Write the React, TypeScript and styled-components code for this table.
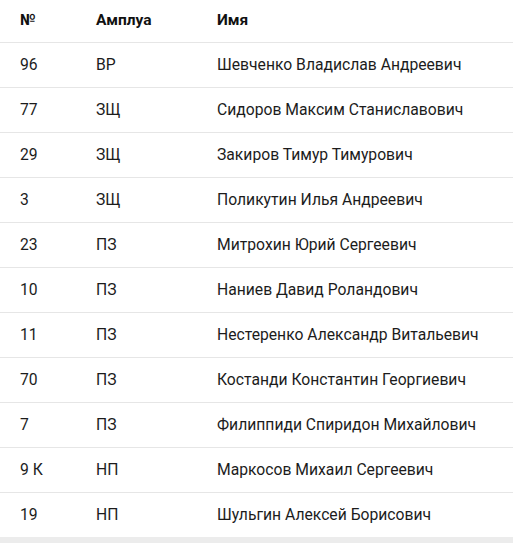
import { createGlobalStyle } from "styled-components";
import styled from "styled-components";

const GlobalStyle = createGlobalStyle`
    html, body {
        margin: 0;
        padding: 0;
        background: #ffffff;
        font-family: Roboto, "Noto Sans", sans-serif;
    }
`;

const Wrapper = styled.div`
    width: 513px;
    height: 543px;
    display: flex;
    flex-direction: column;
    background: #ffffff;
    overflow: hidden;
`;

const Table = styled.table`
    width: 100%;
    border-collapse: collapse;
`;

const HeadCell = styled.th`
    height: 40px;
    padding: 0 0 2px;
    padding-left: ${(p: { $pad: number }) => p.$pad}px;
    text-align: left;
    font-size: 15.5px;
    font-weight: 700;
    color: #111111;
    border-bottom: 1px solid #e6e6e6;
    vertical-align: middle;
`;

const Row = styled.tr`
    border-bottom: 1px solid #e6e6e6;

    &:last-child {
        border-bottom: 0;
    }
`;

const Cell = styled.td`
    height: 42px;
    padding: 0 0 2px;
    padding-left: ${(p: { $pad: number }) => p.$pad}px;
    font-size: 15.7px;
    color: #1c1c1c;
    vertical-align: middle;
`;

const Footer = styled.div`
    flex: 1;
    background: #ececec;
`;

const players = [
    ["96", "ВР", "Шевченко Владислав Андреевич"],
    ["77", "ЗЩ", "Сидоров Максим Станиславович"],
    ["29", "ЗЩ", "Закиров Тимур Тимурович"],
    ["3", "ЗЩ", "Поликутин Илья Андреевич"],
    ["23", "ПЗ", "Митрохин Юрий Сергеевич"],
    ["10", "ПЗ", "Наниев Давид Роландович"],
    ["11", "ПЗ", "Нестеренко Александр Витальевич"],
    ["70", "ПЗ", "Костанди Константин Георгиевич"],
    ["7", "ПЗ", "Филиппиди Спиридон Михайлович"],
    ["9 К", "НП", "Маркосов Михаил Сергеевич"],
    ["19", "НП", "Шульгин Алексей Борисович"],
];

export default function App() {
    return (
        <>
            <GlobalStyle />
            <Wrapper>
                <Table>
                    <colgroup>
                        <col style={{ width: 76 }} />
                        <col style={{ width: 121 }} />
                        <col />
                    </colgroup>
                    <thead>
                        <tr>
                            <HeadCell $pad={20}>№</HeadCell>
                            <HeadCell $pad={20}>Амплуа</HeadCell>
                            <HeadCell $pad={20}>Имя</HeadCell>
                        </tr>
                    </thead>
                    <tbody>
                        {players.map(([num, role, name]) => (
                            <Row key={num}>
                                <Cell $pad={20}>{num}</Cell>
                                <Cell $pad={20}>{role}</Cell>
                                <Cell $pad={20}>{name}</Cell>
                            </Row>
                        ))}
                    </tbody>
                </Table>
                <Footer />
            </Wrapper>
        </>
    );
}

What this task involves —
Find all the lines containing "components" in the material, then copy them.

Response —
Write the React, TypeScript and styled-components code for this table.
import { createGlobalStyle } from "styled-components";
import styled from "styled-components";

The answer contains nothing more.